[BEGIN RECORD EXTRACTS]

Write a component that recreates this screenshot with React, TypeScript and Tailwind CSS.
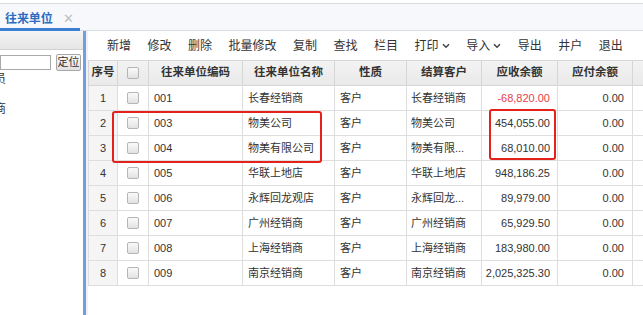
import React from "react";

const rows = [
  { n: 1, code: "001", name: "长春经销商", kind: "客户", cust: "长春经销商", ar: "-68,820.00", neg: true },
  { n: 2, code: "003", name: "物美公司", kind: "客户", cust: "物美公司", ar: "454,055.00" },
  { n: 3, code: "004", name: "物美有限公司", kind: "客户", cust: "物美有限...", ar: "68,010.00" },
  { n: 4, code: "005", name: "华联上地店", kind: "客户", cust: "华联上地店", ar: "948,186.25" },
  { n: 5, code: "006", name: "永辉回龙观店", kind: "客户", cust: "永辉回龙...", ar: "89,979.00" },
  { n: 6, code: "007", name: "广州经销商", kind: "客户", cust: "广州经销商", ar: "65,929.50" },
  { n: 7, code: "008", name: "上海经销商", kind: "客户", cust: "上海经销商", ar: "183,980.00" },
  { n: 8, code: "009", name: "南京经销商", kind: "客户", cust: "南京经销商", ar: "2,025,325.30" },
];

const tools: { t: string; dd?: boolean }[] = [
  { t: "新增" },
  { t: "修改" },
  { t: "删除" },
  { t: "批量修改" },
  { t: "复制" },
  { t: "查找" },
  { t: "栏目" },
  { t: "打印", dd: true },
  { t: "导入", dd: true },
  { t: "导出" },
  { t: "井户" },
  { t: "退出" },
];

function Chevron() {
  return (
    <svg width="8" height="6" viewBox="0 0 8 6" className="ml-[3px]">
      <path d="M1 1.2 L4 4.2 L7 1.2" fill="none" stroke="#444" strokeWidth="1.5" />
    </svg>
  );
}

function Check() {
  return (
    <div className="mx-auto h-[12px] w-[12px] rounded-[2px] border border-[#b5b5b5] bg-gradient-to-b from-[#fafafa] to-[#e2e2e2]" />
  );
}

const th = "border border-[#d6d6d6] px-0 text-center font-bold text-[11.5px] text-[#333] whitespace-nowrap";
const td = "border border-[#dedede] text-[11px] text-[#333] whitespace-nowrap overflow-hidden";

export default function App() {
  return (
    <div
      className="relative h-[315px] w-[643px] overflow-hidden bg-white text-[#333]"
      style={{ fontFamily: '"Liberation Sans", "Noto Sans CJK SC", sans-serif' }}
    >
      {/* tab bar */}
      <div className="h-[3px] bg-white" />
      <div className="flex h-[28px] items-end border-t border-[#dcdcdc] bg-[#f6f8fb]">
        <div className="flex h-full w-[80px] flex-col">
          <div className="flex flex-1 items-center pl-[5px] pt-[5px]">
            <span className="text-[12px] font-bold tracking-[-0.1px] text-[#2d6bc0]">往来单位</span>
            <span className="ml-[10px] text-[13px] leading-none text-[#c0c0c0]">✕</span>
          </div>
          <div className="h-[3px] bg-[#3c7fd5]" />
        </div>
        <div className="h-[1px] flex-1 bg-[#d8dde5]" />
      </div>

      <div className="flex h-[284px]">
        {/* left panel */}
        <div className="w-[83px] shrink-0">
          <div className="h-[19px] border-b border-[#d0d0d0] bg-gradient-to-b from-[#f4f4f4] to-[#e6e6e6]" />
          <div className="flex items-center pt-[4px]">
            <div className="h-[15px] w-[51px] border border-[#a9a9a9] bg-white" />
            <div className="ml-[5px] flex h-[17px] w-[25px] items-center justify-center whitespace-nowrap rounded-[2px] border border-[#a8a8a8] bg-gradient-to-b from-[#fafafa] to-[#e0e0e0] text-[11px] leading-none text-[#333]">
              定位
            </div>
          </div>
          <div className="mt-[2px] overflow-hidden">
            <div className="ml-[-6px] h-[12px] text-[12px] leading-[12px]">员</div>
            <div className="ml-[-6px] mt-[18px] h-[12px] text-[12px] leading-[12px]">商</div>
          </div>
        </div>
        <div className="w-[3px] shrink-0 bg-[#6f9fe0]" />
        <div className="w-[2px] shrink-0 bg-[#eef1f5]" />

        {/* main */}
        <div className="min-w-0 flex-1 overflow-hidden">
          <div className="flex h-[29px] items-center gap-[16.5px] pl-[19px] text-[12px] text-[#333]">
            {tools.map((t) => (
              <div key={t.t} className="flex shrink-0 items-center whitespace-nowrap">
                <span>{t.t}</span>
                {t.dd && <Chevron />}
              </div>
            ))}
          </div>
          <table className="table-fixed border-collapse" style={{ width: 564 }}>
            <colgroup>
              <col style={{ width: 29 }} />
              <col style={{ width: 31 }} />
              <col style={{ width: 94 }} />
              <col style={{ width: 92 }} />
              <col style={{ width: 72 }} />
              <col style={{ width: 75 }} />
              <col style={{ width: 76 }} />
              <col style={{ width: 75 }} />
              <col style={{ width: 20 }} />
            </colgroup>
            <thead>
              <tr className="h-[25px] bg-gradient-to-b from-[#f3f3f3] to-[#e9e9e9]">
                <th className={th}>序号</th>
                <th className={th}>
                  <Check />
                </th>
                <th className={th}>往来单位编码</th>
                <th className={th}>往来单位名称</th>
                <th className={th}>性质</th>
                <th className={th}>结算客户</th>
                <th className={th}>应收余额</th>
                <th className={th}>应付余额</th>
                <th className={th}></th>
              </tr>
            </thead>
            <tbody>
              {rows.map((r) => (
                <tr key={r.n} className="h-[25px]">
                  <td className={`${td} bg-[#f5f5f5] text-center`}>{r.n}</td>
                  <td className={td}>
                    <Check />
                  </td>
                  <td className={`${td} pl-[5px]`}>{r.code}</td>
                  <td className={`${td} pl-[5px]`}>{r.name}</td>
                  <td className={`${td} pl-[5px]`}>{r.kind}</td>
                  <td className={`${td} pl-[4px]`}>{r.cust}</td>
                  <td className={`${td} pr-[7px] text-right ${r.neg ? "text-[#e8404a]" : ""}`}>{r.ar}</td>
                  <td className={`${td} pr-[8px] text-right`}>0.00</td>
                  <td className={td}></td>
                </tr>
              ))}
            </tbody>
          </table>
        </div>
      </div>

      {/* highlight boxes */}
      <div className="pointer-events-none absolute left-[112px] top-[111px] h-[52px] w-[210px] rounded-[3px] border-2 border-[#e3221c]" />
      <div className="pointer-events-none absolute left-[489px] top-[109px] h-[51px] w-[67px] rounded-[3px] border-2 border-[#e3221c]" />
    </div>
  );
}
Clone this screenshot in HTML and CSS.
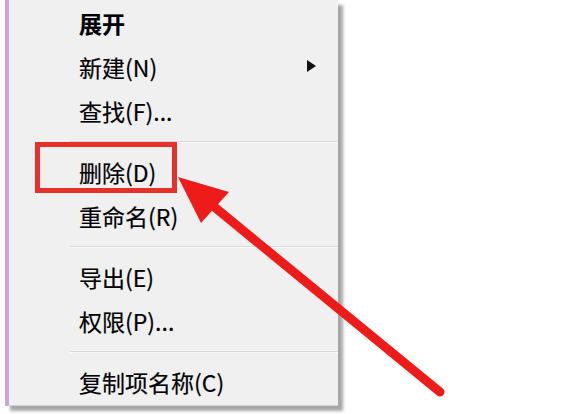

[END RECORD EXTRACTS]

SHORT TASK ▸ Leave the images out, please, and restate each line word for word.

RESPONSE TO THIS TASK ▸
Write a component that recreates this screenshot with React, TypeScript and Tailwind CSS.
import React from "react";

const rows = [
  { n: 1, code: "001", name: "长春经销商", kind: "客户", cust: "长春经销商", ar: "-68,820.00", neg: true },
  { n: 2, code: "003", name: "物美公司", kind: "客户", cust: "物美公司", ar: "454,055.00" },
  { n: 3, code: "004", name: "物美有限公司", kind: "客户", cust: "物美有限...", ar: "68,010.00" },
  { n: 4, code: "005", name: "华联上地店", kind: "客户", cust: "华联上地店", ar: "948,186.25" },
  { n: 5, code: "006", name: "永辉回龙观店", kind: "客户", cust: "永辉回龙...", ar: "89,979.00" },
  { n: 6, code: "007", name: "广州经销商", kind: "客户", cust: "广州经销商", ar: "65,929.50" },
  { n: 7, code: "008", name: "上海经销商", kind: "客户", cust: "上海经销商", ar: "183,980.00" },
  { n: 8, code: "009", name: "南京经销商", kind: "客户", cust: "南京经销商", ar: "2,025,325.30" },
];

const tools: { t: string; dd?: boolean }[] = [
  { t: "新增" },
  { t: "修改" },
  { t: "删除" },
  { t: "批量修改" },
  { t: "复制" },
  { t: "查找" },
  { t: "栏目" },
  { t: "打印", dd: true },
  { t: "导入", dd: true },
  { t: "导出" },
  { t: "井户" },
  { t: "退出" },
];

function Chevron() {
  return (
    <svg width="8" height="6" viewBox="0 0 8 6" className="ml-[3px]">
      <path d="M1 1.2 L4 4.2 L7 1.2" fill="none" stroke="#444" strokeWidth="1.5" />
    </svg>
  );
}

function Check() {
  return (
    <div className="mx-auto h-[12px] w-[12px] rounded-[2px] border border-[#b5b5b5] bg-gradient-to-b from-[#fafafa] to-[#e2e2e2]" />
  );
}

const th = "border border-[#d6d6d6] px-0 text-center font-bold text-[11.5px] text-[#333] whitespace-nowrap";
const td = "border border-[#dedede] text-[11px] text-[#333] whitespace-nowrap overflow-hidden";

export default function App() {
  return (
    <div
      className="relative h-[315px] w-[643px] overflow-hidden bg-white text-[#333]"
      style={{ fontFamily: '"Liberation Sans", "Noto Sans CJK SC", sans-serif' }}
    >
      {/* tab bar */}
      <div className="h-[3px] bg-white" />
      <div className="flex h-[28px] items-end border-t border-[#dcdcdc] bg-[#f6f8fb]">
        <div className="flex h-full w-[80px] flex-col">
          <div className="flex flex-1 items-center pl-[5px] pt-[5px]">
            <span className="text-[12px] font-bold tracking-[-0.1px] text-[#2d6bc0]">往来单位</span>
            <span className="ml-[10px] text-[13px] leading-none text-[#c0c0c0]">✕</span>
          </div>
          <div className="h-[3px] bg-[#3c7fd5]" />
        </div>
        <div className="h-[1px] flex-1 bg-[#d8dde5]" />
      </div>

      <div className="flex h-[284px]">
        {/* left panel */}
        <div className="w-[83px] shrink-0">
          <div className="h-[19px] border-b border-[#d0d0d0] bg-gradient-to-b from-[#f4f4f4] to-[#e6e6e6]" />
          <div className="flex items-center pt-[4px]">
            <div className="h-[15px] w-[51px] border border-[#a9a9a9] bg-white" />
            <div className="ml-[5px] flex h-[17px] w-[25px] items-center justify-center whitespace-nowrap rounded-[2px] border border-[#a8a8a8] bg-gradient-to-b from-[#fafafa] to-[#e0e0e0] text-[11px] leading-none text-[#333]">
              定位
            </div>
          </div>
          <div className="mt-[2px] overflow-hidden">
            <div className="ml-[-6px] h-[12px] text-[12px] leading-[12px]">员</div>
            <div className="ml-[-6px] mt-[18px] h-[12px] text-[12px] leading-[12px]">商</div>
          </div>
        </div>
        <div className="w-[3px] shrink-0 bg-[#6f9fe0]" />
        <div className="w-[2px] shrink-0 bg-[#eef1f5]" />

        {/* main */}
        <div className="min-w-0 flex-1 overflow-hidden">
          <div className="flex h-[29px] items-center gap-[16.5px] pl-[19px] text-[12px] text-[#333]">
            {tools.map((t) => (
              <div key={t.t} className="flex shrink-0 items-center whitespace-nowrap">
                <span>{t.t}</span>
                {t.dd && <Chevron />}
              </div>
            ))}
          </div>
          <table className="table-fixed border-collapse" style={{ width: 564 }}>
            <colgroup>
              <col style={{ width: 29 }} />
              <col style={{ width: 31 }} />
              <col style={{ width: 94 }} />
              <col style={{ width: 92 }} />
              <col style={{ width: 72 }} />
              <col style={{ width: 75 }} />
              <col style={{ width: 76 }} />
              <col style={{ width: 75 }} />
              <col style={{ width: 20 }} />
            </colgroup>
            <thead>
              <tr className="h-[25px] bg-gradient-to-b from-[#f3f3f3] to-[#e9e9e9]">
                <th className={th}>序号</th>
                <th className={th}>
                  <Check />
                </th>
                <th className={th}>往来单位编码</th>
                <th className={th}>往来单位名称</th>
                <th className={th}>性质</th>
                <th className={th}>结算客户</th>
                <th className={th}>应收余额</th>
                <th className={th}>应付余额</th>
                <th className={th}></th>
              </tr>
            </thead>
            <tbody>
              {rows.map((r) => (
                <tr key={r.n} className="h-[25px]">
                  <td className={`${td} bg-[#f5f5f5] text-center`}>{r.n}</td>
                  <td className={td}>
                    <Check />
                  </td>
                  <td className={`${td} pl-[5px]`}>{r.code}</td>
                  <td className={`${td} pl-[5px]`}>{r.name}</td>
                  <td className={`${td} pl-[5px]`}>{r.kind}</td>
                  <td className={`${td} pl-[4px]`}>{r.cust}</td>
                  <td className={`${td} pr-[7px] text-right ${r.neg ? "text-[#e8404a]" : ""}`}>{r.ar}</td>
                  <td className={`${td} pr-[8px] text-right`}>0.00</td>
                  <td className={td}></td>
                </tr>
              ))}
            </tbody>
          </table>
        </div>
      </div>

      {/* highlight boxes */}
      <div className="pointer-events-none absolute left-[112px] top-[111px] h-[52px] w-[210px] rounded-[3px] border-2 border-[#e3221c]" />
      <div className="pointer-events-none absolute left-[489px] top-[109px] h-[51px] w-[67px] rounded-[3px] border-2 border-[#e3221c]" />
    </div>
  );
}
Clone this screenshot in HTML and CSS.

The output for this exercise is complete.